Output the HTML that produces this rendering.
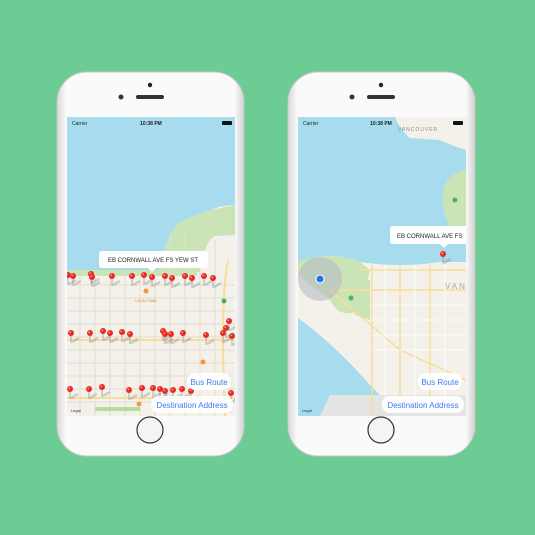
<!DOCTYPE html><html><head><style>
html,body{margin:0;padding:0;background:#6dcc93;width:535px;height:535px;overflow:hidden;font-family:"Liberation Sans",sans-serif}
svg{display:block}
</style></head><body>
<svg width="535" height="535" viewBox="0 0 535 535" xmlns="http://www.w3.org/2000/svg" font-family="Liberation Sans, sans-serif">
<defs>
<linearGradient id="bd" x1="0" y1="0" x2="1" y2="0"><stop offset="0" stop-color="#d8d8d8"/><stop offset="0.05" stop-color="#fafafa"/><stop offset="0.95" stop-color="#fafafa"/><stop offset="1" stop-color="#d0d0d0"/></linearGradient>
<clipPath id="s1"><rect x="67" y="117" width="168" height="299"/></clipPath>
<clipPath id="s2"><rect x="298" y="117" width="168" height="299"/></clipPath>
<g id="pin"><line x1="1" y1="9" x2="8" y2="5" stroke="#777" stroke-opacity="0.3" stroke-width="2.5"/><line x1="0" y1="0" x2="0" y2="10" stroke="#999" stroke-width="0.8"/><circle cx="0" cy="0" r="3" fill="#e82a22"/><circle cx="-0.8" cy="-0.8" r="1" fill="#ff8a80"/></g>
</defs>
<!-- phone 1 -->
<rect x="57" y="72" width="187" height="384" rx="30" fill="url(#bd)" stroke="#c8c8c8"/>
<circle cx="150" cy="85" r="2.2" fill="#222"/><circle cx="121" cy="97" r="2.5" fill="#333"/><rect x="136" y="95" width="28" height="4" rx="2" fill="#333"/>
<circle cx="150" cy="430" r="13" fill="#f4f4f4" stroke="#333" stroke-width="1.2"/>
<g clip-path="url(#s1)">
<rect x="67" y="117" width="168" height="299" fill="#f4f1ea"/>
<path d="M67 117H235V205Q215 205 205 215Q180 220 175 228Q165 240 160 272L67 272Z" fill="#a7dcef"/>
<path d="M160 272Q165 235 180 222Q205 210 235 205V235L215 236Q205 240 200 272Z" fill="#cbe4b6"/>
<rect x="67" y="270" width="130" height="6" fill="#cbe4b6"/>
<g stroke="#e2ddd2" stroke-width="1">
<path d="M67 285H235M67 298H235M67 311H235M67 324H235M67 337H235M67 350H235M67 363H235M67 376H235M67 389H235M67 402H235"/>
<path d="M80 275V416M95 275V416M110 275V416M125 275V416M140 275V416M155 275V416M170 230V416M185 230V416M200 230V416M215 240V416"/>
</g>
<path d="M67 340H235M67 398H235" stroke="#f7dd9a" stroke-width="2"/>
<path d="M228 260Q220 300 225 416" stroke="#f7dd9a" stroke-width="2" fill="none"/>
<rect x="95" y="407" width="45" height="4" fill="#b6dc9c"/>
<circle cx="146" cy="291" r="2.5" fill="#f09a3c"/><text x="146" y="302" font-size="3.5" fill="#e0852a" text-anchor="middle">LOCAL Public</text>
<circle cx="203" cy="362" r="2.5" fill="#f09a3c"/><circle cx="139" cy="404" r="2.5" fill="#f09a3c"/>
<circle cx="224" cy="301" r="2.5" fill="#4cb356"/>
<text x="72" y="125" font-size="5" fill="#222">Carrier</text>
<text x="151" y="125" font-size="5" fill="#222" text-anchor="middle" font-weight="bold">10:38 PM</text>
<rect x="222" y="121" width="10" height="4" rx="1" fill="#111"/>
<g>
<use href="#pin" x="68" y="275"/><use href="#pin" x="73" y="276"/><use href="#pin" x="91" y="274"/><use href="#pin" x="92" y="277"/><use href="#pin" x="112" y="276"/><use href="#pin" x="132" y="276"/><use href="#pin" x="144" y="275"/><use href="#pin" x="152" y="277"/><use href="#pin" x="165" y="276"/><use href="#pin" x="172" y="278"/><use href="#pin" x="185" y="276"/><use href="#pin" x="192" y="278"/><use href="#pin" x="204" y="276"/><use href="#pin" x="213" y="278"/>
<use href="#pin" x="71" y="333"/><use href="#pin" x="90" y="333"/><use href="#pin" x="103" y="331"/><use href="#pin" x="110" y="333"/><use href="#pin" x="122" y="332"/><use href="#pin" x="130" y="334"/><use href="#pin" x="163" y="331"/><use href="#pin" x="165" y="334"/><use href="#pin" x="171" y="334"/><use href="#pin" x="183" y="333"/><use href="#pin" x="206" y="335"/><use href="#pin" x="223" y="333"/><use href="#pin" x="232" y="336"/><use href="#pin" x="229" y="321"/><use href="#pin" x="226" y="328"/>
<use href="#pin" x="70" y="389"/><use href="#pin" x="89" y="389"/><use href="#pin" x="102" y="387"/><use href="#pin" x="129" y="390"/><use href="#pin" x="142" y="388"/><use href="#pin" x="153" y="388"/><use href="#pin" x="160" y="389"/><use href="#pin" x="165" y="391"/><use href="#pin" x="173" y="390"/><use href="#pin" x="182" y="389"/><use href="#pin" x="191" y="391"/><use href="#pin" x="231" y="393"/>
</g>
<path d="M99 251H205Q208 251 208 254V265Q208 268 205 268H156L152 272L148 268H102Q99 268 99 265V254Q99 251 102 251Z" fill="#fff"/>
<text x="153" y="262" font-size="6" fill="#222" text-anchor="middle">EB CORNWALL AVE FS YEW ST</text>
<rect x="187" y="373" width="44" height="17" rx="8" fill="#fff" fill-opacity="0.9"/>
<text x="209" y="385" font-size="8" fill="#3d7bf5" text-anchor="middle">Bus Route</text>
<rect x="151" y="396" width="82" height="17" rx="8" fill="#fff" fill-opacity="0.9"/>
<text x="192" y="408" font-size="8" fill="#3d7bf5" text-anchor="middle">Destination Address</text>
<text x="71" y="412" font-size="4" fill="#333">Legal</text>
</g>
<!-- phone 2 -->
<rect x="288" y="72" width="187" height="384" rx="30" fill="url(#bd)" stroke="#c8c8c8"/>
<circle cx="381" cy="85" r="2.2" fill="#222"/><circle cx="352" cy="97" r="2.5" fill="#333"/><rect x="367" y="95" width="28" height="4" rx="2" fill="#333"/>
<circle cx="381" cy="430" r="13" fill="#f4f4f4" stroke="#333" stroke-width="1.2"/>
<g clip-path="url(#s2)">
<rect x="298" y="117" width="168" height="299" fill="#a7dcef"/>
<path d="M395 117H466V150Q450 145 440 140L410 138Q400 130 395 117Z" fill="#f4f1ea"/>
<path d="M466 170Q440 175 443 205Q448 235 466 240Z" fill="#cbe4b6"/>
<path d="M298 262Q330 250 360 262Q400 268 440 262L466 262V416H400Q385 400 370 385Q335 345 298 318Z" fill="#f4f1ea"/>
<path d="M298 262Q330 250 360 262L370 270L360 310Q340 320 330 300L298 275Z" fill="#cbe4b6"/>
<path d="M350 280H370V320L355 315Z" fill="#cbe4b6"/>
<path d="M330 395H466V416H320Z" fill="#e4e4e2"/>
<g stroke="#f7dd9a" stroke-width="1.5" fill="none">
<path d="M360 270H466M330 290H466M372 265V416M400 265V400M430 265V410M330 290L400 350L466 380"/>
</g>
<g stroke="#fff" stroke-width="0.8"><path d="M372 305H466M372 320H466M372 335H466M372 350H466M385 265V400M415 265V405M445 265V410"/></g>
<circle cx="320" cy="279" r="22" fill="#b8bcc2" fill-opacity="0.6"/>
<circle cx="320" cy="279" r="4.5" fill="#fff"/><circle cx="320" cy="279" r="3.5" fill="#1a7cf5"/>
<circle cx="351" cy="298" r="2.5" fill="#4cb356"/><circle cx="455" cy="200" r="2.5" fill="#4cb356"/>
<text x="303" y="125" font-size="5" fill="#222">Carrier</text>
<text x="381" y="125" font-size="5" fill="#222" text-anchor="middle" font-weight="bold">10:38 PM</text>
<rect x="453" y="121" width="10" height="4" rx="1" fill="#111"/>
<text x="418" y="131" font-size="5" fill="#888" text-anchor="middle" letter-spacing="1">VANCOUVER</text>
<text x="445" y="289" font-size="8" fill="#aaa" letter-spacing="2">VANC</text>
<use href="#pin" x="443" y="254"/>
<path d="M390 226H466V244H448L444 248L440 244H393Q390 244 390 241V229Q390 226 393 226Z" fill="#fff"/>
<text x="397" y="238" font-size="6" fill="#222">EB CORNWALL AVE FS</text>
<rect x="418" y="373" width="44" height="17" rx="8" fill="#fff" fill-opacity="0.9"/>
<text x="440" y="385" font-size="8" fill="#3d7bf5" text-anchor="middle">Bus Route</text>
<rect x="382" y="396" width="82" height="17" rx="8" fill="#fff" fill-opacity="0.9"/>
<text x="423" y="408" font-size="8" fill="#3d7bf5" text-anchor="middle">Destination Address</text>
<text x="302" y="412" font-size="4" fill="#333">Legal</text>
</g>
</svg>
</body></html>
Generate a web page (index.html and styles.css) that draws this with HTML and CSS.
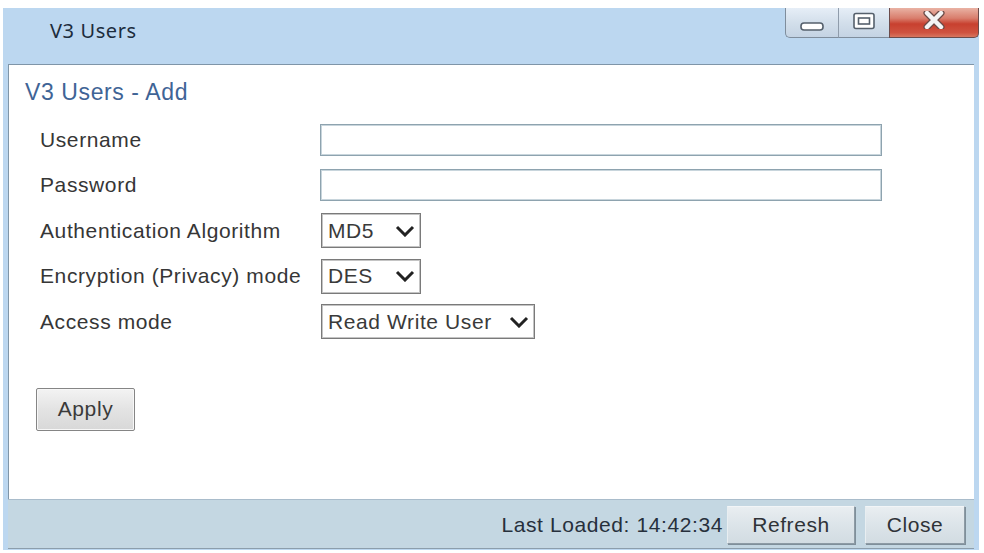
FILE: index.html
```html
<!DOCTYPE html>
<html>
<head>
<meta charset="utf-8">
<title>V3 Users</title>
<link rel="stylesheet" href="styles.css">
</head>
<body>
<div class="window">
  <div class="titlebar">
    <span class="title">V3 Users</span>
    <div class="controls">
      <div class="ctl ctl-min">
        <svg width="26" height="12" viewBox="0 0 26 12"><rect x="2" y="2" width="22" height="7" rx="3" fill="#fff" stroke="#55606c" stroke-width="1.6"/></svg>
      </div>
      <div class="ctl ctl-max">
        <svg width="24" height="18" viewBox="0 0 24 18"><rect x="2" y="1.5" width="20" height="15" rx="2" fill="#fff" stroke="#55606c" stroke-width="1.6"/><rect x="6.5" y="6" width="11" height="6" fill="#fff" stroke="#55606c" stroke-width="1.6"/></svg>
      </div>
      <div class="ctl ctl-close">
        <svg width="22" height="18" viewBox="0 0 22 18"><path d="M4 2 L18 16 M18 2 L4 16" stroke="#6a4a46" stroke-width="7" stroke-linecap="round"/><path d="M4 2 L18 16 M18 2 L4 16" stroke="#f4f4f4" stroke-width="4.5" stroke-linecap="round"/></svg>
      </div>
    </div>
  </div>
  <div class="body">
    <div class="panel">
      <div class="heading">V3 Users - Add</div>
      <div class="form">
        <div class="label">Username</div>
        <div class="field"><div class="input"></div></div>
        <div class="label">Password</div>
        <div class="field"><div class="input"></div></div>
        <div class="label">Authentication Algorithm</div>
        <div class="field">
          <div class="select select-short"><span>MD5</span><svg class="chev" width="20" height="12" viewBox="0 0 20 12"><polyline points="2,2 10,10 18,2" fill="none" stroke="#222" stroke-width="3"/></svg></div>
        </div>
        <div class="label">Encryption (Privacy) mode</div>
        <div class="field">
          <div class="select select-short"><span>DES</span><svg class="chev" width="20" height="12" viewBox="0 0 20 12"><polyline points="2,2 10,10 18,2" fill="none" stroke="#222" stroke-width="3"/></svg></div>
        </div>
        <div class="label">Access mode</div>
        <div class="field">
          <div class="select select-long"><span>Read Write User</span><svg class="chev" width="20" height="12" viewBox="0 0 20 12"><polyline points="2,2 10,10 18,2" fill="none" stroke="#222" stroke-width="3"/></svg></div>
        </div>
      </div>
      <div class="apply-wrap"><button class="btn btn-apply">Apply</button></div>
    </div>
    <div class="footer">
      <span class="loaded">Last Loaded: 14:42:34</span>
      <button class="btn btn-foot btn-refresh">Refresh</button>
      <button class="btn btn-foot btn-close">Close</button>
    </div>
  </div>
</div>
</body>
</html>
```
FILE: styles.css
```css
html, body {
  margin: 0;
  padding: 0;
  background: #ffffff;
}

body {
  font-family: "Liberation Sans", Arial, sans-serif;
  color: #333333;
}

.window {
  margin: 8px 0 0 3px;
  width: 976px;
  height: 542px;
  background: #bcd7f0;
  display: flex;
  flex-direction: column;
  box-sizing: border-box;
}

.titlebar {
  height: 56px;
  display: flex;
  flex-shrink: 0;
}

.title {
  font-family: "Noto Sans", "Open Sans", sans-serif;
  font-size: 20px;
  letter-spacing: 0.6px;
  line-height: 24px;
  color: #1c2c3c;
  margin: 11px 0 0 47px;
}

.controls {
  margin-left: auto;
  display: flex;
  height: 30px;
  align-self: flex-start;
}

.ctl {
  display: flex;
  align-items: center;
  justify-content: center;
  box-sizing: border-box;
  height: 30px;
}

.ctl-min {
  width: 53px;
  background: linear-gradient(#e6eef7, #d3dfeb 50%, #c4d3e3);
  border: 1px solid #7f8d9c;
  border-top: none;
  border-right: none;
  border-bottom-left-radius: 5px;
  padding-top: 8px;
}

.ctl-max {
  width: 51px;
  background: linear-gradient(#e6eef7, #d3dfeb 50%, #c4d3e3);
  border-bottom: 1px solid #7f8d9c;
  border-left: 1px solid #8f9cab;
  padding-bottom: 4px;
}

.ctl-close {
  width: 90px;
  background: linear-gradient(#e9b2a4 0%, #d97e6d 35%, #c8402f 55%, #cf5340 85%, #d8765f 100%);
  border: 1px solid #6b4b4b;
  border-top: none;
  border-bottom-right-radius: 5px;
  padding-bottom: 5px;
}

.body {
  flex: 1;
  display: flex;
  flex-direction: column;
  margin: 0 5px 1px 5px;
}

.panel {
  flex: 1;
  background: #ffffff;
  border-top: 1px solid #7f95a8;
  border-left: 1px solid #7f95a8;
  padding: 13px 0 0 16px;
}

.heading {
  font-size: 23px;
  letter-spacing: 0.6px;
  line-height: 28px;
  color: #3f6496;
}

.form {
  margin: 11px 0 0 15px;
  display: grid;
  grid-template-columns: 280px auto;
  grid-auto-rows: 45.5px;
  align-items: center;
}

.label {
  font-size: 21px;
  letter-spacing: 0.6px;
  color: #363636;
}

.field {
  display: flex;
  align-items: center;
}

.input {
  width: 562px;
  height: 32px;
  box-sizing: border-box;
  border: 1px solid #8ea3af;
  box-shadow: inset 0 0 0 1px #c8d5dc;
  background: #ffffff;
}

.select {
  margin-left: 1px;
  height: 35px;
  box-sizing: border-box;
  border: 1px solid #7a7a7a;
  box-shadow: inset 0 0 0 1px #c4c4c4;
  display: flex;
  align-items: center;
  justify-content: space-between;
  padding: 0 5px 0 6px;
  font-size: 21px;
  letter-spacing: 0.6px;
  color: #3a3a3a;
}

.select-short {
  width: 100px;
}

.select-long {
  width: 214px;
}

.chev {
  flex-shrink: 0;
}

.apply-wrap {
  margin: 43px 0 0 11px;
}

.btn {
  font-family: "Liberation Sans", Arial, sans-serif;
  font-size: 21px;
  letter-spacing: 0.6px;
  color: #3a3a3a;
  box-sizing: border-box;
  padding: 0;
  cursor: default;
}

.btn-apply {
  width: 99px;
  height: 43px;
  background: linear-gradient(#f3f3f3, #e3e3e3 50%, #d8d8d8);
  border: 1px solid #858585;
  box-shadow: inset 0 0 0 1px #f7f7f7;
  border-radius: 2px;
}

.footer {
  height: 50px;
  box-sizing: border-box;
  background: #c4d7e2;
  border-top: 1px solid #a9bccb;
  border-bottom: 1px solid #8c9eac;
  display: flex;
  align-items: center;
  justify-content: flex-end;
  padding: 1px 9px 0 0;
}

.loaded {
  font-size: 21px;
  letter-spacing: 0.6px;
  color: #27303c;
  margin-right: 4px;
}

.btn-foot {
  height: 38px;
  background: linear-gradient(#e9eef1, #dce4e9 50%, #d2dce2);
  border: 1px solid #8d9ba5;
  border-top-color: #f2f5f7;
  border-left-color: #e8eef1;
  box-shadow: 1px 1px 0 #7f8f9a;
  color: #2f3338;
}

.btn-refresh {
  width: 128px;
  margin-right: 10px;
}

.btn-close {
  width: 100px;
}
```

————

> [EXERCISE]
Scan the material above for the string "this" and report each line where you find it.

> [SOLVED PROBLEM]
Output the HTML that produces this rendering.
Generate a web page (index.html and styles.css) that draws this with HTML and CSS.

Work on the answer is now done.